╭─ Information supplied

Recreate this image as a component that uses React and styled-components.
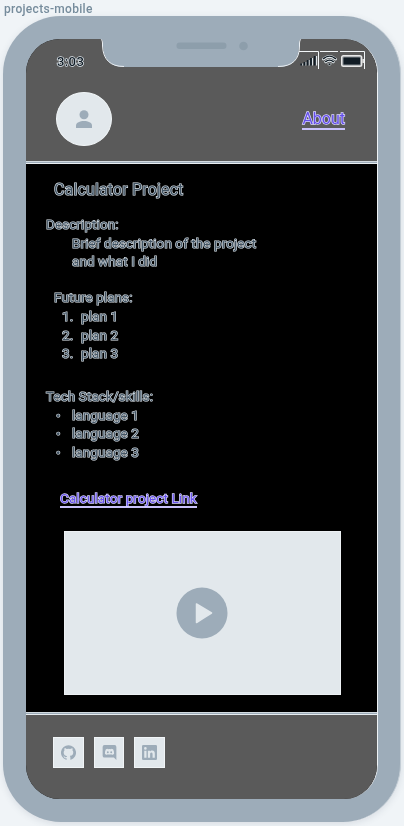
import React from "react";
import styled, { createGlobalStyle } from "styled-components";

const Global = createGlobalStyle`
  * { box-sizing: border-box; }
  body { margin: 0; background: #f0f4f7; font-family: Roboto, "Liberation Sans", sans-serif; }
`;

const Page = styled.main`
  width: 404px;
  height: 826px;
  overflow: hidden;
  padding-left: 3px;
`;
const Caption = styled.div`
  height: 16px;
  padding: 1px 0 0 1px;
  color: #768c9c;
  font-size: 12px;
  font-weight: 500;
  line-height: 16px;
  letter-spacing: 0.3px;
  will-change: transform;
`;
const Device = styled.div`
  width: 398px;
  height: 806px;
  padding: 23px;
  border-radius: 58px;
  background: #9dacb9;
  border-right: 1px solid #c3cdd5;
  box-shadow: 0 2px 7px rgba(60, 80, 100, 0.13);
`;
const Screen = styled.div`
  position: relative;
  width: 352px;
  height: 760px;
  overflow: hidden;
  border-radius: 34px;
  background: #000;
  border-right: 1px solid #eef2f5;
  display: flex;
  flex-direction: column;
  will-change: transform;
`;
const Notch = styled.svg`
  position: absolute;
  left: 74px;
  top: 0;
`;
const Header = styled.header`
  height: 122px;
  background: #5a5a5a;
`;
const StatusBar = styled.div`
  height: 30px;
  padding: 12px 12px 0 31px;
  display: flex;
  justify-content: space-between;
`;
const StatusIcons = styled.svg`
  display: block;
`;
const outline = `
  paint-order: stroke fill;
  -webkit-text-stroke: 1.4px #dfe7ed;
`;
const Time = styled.div`
  ${outline}
  padding-top: 1px;
  color: #111c25;
  font-size: 13px;
  font-weight: 500;
  line-height: 20px;
  letter-spacing: 0.4px;
`;
const NavRow = styled.div`
  display: flex;
  align-items: center;
  justify-content: space-between;
  padding: 23px 32px 0 30px;
`;
const Avatar = styled.div`
  width: 56px;
  height: 54px;
  border-radius: 50%;
  background: #e2e8ec;
  border: 1px solid #f1f5f7;
  display: flex;
  align-items: center;
  justify-content: center;
`;
const TextLink = styled.a`
  ${outline}
  -webkit-text-stroke-color: #dcd8ff;
  color: #6550ea;
  font-size: ${(p) => p.$size}px;
  line-height: ${(p) => p.$line}px;
  letter-spacing: ${(p) => p.$track || 0}px;
  border-bottom: 2px solid #c9c2fb;
  white-space: nowrap;
`;
const Divider = styled.div`
  flex: none;
  height: 3px;
  background: #9dacb9;
  border-top: 1px solid #d2dae0;
  border-bottom: 1px solid #e7edf1;
`;
const Content = styled.section`
  height: 548px;
  padding: 16px 0 0 20px;
`;
const Title = styled.h1`
  ${outline}
  -webkit-text-stroke-width: 1.2px;
  margin: 0 0 15px 8px;
  color: #435565;
  font-size: 16px;
  font-weight: 400;
  line-height: 20px;
  letter-spacing: 0.15px;
`;
const Block = styled.div`
  ${outline}
  -webkit-text-stroke-width: 1.2px;
  margin: 0 0 ${(p) => p.$gap}px ${(p) => p.$indent || 0}px;
  color: #435565;
  font-size: 13.5px;
  line-height: 18.7px;
  letter-spacing: 0.08px;
`;
const Indented = styled.div`
  padding-left: 26px;
`;
const Item = styled.div`
  display: grid;
  grid-template-columns: ${(p) => p.$marker}px 1fr;
  padding-left: ${(p) => p.$inset}px;
`;
const LinkRow = styled.div`
  display: flex;
  padding-left: 14px;
`;
const Video = styled.div`
  width: 277px;
  height: 164px;
  margin: 23px 0 0 18px;
  padding-right: 2px;
  background: #e2e8ec;
  border: 1px solid #edf1f4;
  display: flex;
  align-items: center;
  justify-content: center;
`;
const Footer = styled.footer`
  flex: 1;
  padding: 22px 0 0 27px;
  background: #5a5a5a;
  display: flex;
  gap: 10px;
`;
const Social = styled.div`
  width: ${(p) => p.$w || 31}px;
  height: 31px;
  background: #e2e8ec;
  border: 1px solid #f1f5f7;
  display: flex;
  align-items: center;
  justify-content: center;
`;

const icons = {
  github:
    "M12 .3a12 12 0 0 0-3.8 23.4c.6.1.8-.3.8-.6v-2c-3.3.7-4-1.6-4-1.6-.6-1.4-1.4-1.8-1.4-1.8-1-.7.1-.7.1-.7 1.2 0 1.900 1.200 1.900 1.200 1 1.800 2.800 1.300 3.500 1 0-.8.4-1.300.7-1.600-2.700-.3-5.500-1.300-5.500-6 0-1.200.5-2.300 1.300-3.100-.2-.4-.6-1.600 0-3.200 0 0 1-.3 3.400 1.200a11.500 11.500 0 0 1 6 0c2.300-1.500 3.300-1.200 3.300-1.200.6 1.600.2 2.800 0 3.200.9.8 1.300 1.900 1.300 3.200 0 4.600-2.800 5.600-5.500 5.900.5.4.9 1 .9 2.200v3.300c0 .3.1.7.8.6A12 12 0 0 0 12 .3",
  discord:
    "M4 0h16a3 3 0 0 1 3 3v21l-4-4H4a3 3 0 0 1-3-3V3a3 3 0 0 1 3-3Zm11 6-.4.8a11 11 0 0 0-5.200 0L9 6c-1.200.2-2.200.6-3 1.100C4.800 9.500 4.500 12 4.700 14.400c1 .8 2.200 1.200 3.400 1.400l.8-1.200c2 .6 4.200.6 6.200 0l.8 1.200c1.200-.2 2.400-.6 3.400-1.400.2-2.600-.2-5-1.300-7.300-.9-.5-1.900-.9-3-1.100ZM9.300 10a1.500 1.500 0 1 1 0 3 1.500 1.500 0 0 1 0-3Zm5.400 0a1.500 1.500 0 1 1 0 3 1.500 1.500 0 0 1 0-3Z",
  linkedin:
    "M2 0h20a2 2 0 0 1 2 2v20a2 2 0 0 1-2 2H2a2 2 0 0 1-2-2V2a2 2 0 0 1 2-2Zm1.600 9v11.400h3.600V9Zm1.800-5.700a2.100 2.100 0 1 0 0 4.200 2.100 2.100 0 0 0 0-4.200ZM9.400 9v11.400H13v-5.600c0-1.500.3-2.900 2.100-2.900s1.800 1.700 1.800 3v5.500h3.600v-6.200c0-3.100-.7-5.500-4.300-5.500-1.700 0-2.800.9-3.300 1.800V9Z",
};

const SocialIcon = ({ name }) => (
  <svg width="15" height="15" viewBox="0 0 24 24">
    <path d={icons[name]} fill="#9dacb9" fillRule="evenodd" />
  </svg>
);

export default function App() {
  return (
    <Page>
      <Global />
      <Caption>projects-mobile</Caption>
      <Device>
        <Screen>
          <Header>
            <StatusBar>
              <Time>3:03</Time>
              <StatusIcons width="66" height="19" viewBox="0 0 66 19">
                <path d="M0 .5H19.500V18M21 .5H39M41 .5H65.500V18" fill="none" stroke="#f3f7f9" />
                <path d="M3.500 12.500v2M6.700 11v3.500M10 9v5.500M13.400 7v7.500M17.500 5v9.500" stroke="#dce4e9" strokeWidth="1.300" />
                <path d="M2.300 12.500v2M5.500 11v3.500M8.700 9v5.500M12 7v7.500M15.700 5v9.500" stroke="#111c25" strokeWidth="1.800" />
                <g fill="none" strokeLinecap="round">
                  <path d="M24.500 8q6-5 12 0M26.700 10.800q3.800-3 7.600 0" stroke="#e5ecf0" strokeWidth="2.800" />
                  <path d="M24.500 7.600q6-5 12 0M26.700 10.600q3.800-3 7.600 0" stroke="#111c25" strokeWidth="1.400" />
                </g>
                <path d="m28.500 12.700 2 2.300 2-2.300q-2-1.200-4 0Z" fill="#111c25" stroke="#e5ecf0" strokeWidth=".6" />
                <rect x="42.700" y="4.700" width="20" height="10.600" rx="1.800" fill="#858b90" stroke="#e8e8e8" strokeWidth="1.400" />
                <rect x="44.500" y="6.500" width="16.500" height="7" rx=".5" fill="#111c25" />
                <path d="M64.200 8v4" stroke="#e8e8e8" strokeWidth="1.500" />
              </StatusIcons>
            </StatusBar>
            <NavRow>
              <Avatar>
                <svg width="16" height="18" viewBox="0 0 16 18" fill="#9dacb9">
                  <circle cx="8" cy="4.700" r="4.500" />
                  <path d="M0 18v-2.500c0-3 4-4.500 8-4.500s8 1.500 8 4.500V18Z" />
                </svg>
              </Avatar>
              <TextLink $size={16} $line={19}>About</TextLink>
            </NavRow>
          </Header>
          <Divider />
          <Content>
            <Title>Calculator Project</Title>
            <Block $gap={17}>
              Description:
              <Indented>Brief description of the project<br />and what I did</Indented>
            </Block>
            <Block $gap={24} $indent={8}>
              Future plans:
              {[1, 2, 3].map((n) => (
                <Item key={n} $marker={19} $inset={8}><span>{n}.</span><span>plan {n}</span></Item>
              ))}
            </Block>
            <Block $gap={28}>
              Tech Stack/skills:
              {[1, 2, 3].map((n) => (
                <Item key={n} $marker={16} $inset={10}><span>•</span><span>language {n}</span></Item>
              ))}
            </Block>
            <LinkRow>
              <TextLink $size={13.5} $line={16} $track={0.11}>Calculator project Link</TextLink>
            </LinkRow>
            <Video>
              <svg width="52" height="52" viewBox="0 0 52 52">
                <circle cx="26" cy="26" r="25.500" fill="#9dacb9" />
                <path d="M20.500 17v18.500L35.500 26Z" fill="#e2e8ec" stroke="#e2e8ec" strokeWidth="1.500" strokeLinejoin="round" />
              </svg>
            </Video>
          </Content>
          <Divider />
          <Footer>
            <Social><SocialIcon name="github" /></Social>
            <Social $w={30}><SocialIcon name="discord" /></Social>
            <Social><SocialIcon name="linkedin" /></Social>
          </Footer>
          <Notch width="202" height="28" viewBox="0 0 202 28">
            <path d="M0 0Q3 0 3 4V7Q4 28 24 28H178Q199 28 199 7V4Q199 0 202 0Z" fill="#9dacb9" />
            <path d="M1 .5Q2.500 .5 2.500 4V7Q3.500 27.500 24 27.500M178 27.500Q199.500 27.500 199.500 7V4Q199.500 .5 201 .5" fill="none" stroke="#e9eef2" />
            <rect x="76.500" y="3.500" width="50" height="6.500" rx="3.200" fill="#8d9eab" />
            <circle cx="143.500" cy="7" r="4.300" fill="#8d9eab" />
          </Notch>
        </Screen>
      </Device>
    </Page>
  );
}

╰─

● Written instruction
Show all lines from the listing above in which "React" appears.

● Written response
Recreate this image as a component that uses React and styled-components.
import React from "react";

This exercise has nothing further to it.